Kossover earned a B.A. in Philosophy, Anthropology and History of Science from Rice University. He received his teaching certification from the University of Houston.

Kossover is a graduate of the Exploratorium Teacher Institute and is a member of the Exploratorium Leadership Institute where he has mentored more than 100 new science teachers and presented pedagogy workshops. Kossover served as staff on a National Science Teachers Association Toyota Tapestry grant in 2000 and was awarded an A+ for Energy grant by BP in 2006. He and won a Low Cost Apparatus Award from the American Association of Physics Teachers in 2002 for designing a new kind of optics apparatus that can be made for less than $50 and received The Herbst Award for Excellence in Teaching in 2007. In 2010, Kossover worked to find the mass of the neutrino as the Gratta Lab Fellow at Stanford University.

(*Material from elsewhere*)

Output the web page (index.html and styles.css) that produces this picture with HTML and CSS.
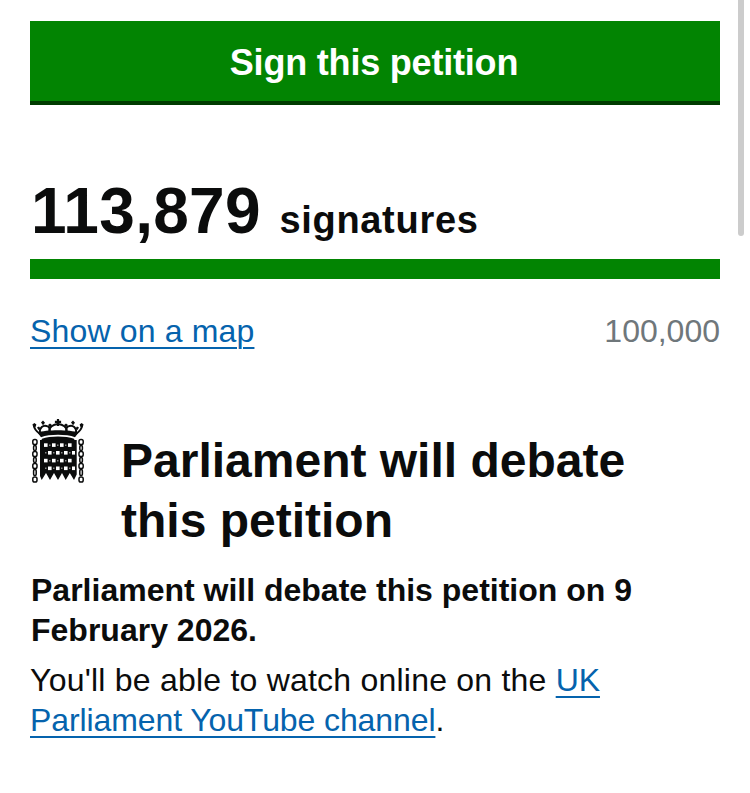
FILE: index.html
```html
<!DOCTYPE html>
<html lang="en">
<head>
<meta charset="utf-8">
<title>Petition</title>
<link rel="stylesheet" href="styles.css">
</head>
<body>
<div class="scroll-thumb"></div>
<main class="page">
  <a class="sign-button" href="#">Sign this petition</a>
  <div class="signature-count"><span class="count">113,879</span> <span class="count-label">signatures</span></div>
  <div class="progress"></div>
  <div class="meta-row">
    <a class="link map-link" href="#">Show on a map</a>
    <span class="target">100,000</span>
  </div>
  <section class="debate">
    <div class="debate-head">
      <svg class="portcullis" viewBox="0 0 52 64" aria-hidden="true">
        <g fill="none" stroke="#0b0c0c" stroke-width="1.900" stroke-linecap="round">
          <path d="M8 15C4 12 2 9 2 6.500"/>
          <path d="M8 14C7 9 11 5 16 7.500c1.500 1 2 3 1.500 5"/>
          <path d="M17.500 12C17 8 21 5.500 26 5c5 .5 9 3 8.500 7"/>
          <path d="M44 14c1-5-3-9-8-6.500-1.500 1-2 3-1.500 5"/>
          <path d="M44 15c4-3 6-6 6-8.500"/>
        </g>
        <g fill="#0b0c0c">
          <path d="M24.900 0h2.200v1.800h2v2.200h-2v3h-2.200V4h-2V1.800h2z"/>
          <path d="M.4 5.500l2-1.500 2 1.500-1 2.800H1.400zM47.600 5.500l2-1.500 2 1.500-1 2.800h-2zM9 3.500l2-2 2 2.200-2 2.500zM39 3.500l2-2 2 2.200-2 2.500z"/>
          <path d="M16 6l2-1.500L20 6l-2 2.500zM32 6l2-1.500L36 6l-2 2.500zM5 8.500l2-1 1.500 2-2 1.500zM47 8.500l-2-1-1.500 2 2 1.500z"/>
          <path d="M5.500 13.500C14 10.500 38 10.500 46.500 13.500L43 18.200C34 15 18 15 9 18.200z"/>
          <path d="M10 19.800C18 16.800 34 16.800 42 19.800l.5 1.200h-33z"/>
          <path d="M8 21h36.700v34.500L42 61l-4.200-7-4.100 7-3.700-7L26 61l-4-7-4 7-4-7-4.300 7L8 57z"/>
        </g>
        <g fill="#fff">
          <rect x="12" y="24.300" width="3.600" height="3.600"/><rect x="20" y="24.300" width="3.600" height="3.600"/><rect x="28" y="24.300" width="3.600" height="3.600"/><rect x="36" y="24.300" width="3.600" height="3.600"/>
          <rect x="16" y="32" width="3.600" height="3.600"/><rect x="24" y="32" width="3.600" height="3.600"/><rect x="32" y="32" width="3.600" height="3.600"/><rect x="40" y="32" width="3" height="3.600"/>
          <rect x="12" y="39.800" width="3.600" height="3.600"/><rect x="20" y="39.800" width="3.600" height="3.600"/><rect x="28" y="39.800" width="3.600" height="3.600"/><rect x="36" y="39.800" width="3.600" height="3.600"/>
          <rect x="16" y="47.500" width="3.600" height="3.600"/><rect x="24" y="47.500" width="3.600" height="3.600"/><rect x="32" y="47.500" width="3.600" height="3.600"/><rect x="40" y="47.500" width="3" height="3.600"/>
        </g>
        <g fill="#8a8a8a">
          <rect x="17" y="25.500" width="1.500" height="1.500"/><rect x="25" y="25.500" width="1.500" height="1.500"/><rect x="33" y="25.500" width="1.500" height="1.500"/>
          <rect x="13" y="33" width="1.500" height="1.500"/><rect x="21" y="33" width="1.500" height="1.500"/><rect x="29" y="33" width="1.500" height="1.500"/><rect x="37" y="33" width="1.500" height="1.500"/>
          <rect x="17" y="41" width="1.500" height="1.500"/><rect x="25" y="41" width="1.500" height="1.500"/><rect x="33" y="41" width="1.500" height="1.500"/>
          <rect x="13" y="48.500" width="1.500" height="1.500"/><rect x="21" y="48.500" width="1.500" height="1.500"/><rect x="29" y="48.500" width="1.500" height="1.500"/><rect x="37" y="48.500" width="1.500" height="1.500"/>
        </g>
        <g fill="none" stroke="#0b0c0c" stroke-width="1.500">
          <rect x=".8" y="20.500" width="4.200" height="5" rx="1.800"/><rect x="1.600" y="26.500" width="2.600" height="5" rx="1.200"/><rect x=".8" y="32.500" width="4.200" height="5" rx="1.800"/><rect x="1.600" y="38.500" width="2.600" height="5" rx="1.200"/><rect x=".8" y="44.500" width="4.200" height="5" rx="1.800"/><rect x="1.600" y="50.500" width="2.600" height="6" rx="1.200"/><rect x=".8" y="58" width="4.200" height="5" rx="1.800"/>
          <rect x="47" y="20.500" width="4.200" height="5" rx="1.800"/><rect x="47.800" y="26.500" width="2.600" height="5" rx="1.200"/><rect x="47" y="32.500" width="4.200" height="5" rx="1.800"/><rect x="47.800" y="38.500" width="2.600" height="5" rx="1.200"/><rect x="47" y="44.500" width="4.200" height="5" rx="1.800"/><rect x="47.800" y="50.500" width="2.600" height="6" rx="1.200"/><rect x="47" y="58" width="4.200" height="5" rx="1.800"/>
        </g>
      </svg>
      <h1 class="debate-title">Parliament will debate this petition</h1>
    </div>
    <p class="debate-date">Parliament will debate this petition on 9 February 2026.</p>
    <p class="debate-note">You'll be able to watch online on the <a class="link note-link" href="#">UK Parliament YouTube channel</a>.</p>
  </section>
</main>
</body>
</html>
```

FILE: styles.css
```css
* { box-sizing: border-box; }
html, body { margin: 0; padding: 0; background: #fff; overflow: hidden; }
body {
  font-family: "Liberation Sans", Arial, sans-serif;
  color: #0b0c0c;
  height: 793px;
}
.scroll-thumb {
  position: absolute;
  top: 0;
  left: 738px;
  width: 6px;
  height: 236px;
  background: #cccccc;
  border-radius: 0 0 3px 3px;
}
.page {
  width: 750px;
  padding: 21px 30px 0;
}
.sign-button {
  display: block;
  height: 84px;
  padding-right: 2px;
  background: #028402;
  border-bottom: 4px solid #003c00;
  color: #fff;
  font-size: 36px;
  font-weight: 700;
  line-height: 84px;
  letter-spacing: -0.2px;
  text-align: center;
  text-decoration: none;
}
.signature-count {
  margin-top: 71px;
  height: 83px;
  line-height: 70px;
  font-weight: 700;
  white-space: nowrap;
  padding-left: 1px;
}
.count { font-size: 64px; letter-spacing: 0.3px; }
.count-label { font-size: 38px; margin-left: 14px; letter-spacing: 0.7px; }
.progress { height: 20px; background: #028402; }
.meta-row {
  display: flex;
  justify-content: space-between;
  margin-top: 32px;
  font-size: 32px;
  line-height: 40px;
}
.link { color: #0563ad; text-decoration: underline; text-underline-offset: 5px; text-decoration-thickness: 2px; }
.map-link { letter-spacing: 0.16px; }
.note-link { letter-spacing: -0.1px; }
.target { color: #6f777b; }
.debate { margin-top: 68px; }
.debate-head { display: flex; align-items: flex-start; }
.portcullis { width: 52px; height: 64px; flex: none; margin-left: 2px; }
.debate-title {
  margin: 12px 0 0 37px;
  font-size: 48px;
  line-height: 60px;
  font-weight: 700;
  width: 560px;
}
.debate-date {
  margin: 19px 0 0;
  font-size: 32px;
  font-weight: 700;
  line-height: 40px;
  padding-left: 1px;
}
.debate-note {
  margin: 10px 0 0;
  font-size: 32px;
  line-height: 40px;
  letter-spacing: 0.22px;
}
```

As the Clemens Research Fellow and visiting scholar at Stanford University in 2007 and 2008, he researched ways to store hydrogen for hydrogen fuel cell cars. He has presented at the American Association of Physics Teachers National Conference in 2001-02 and 2007 and at Teach For America in 2009.

Zeke believes the goal of science teaching is to help students see the world through the eyes of science. “To do that, I have my students make mental models of how the world works through an iterative process where they predict the results of a carefully selected experiment, do the experiment, and then adjust their mental models to take into account any incorrect predictions. Working through the series of activities changes students’ worldview helping them to both see the world in a new way as well as helping them to understand how scientists construct their understanding of the world.”

For fun, Zeke likes to do physics demonstrations and interactive exhibits at science cafes and festivals. He has recently participated in the California Academy of Sciences, the Maker Faire where he won an Editor’s Choice Blue Ribbon in 2009, Ask a Scientist, How To Night, Down to a Science, and Mensa. In 2008, Kossover founded a project called Sidewalk Science where science experiments are brought to Ocean Beach and Golden Gate Park. His online physics video “Seeing Where the Microwaves are in a Microwave Oven” gained notoriety and has been viewed more than 460,000 times.

Kossover is serving his fellowship at the National Science Foundation, Office of Legislative and Public Affairs.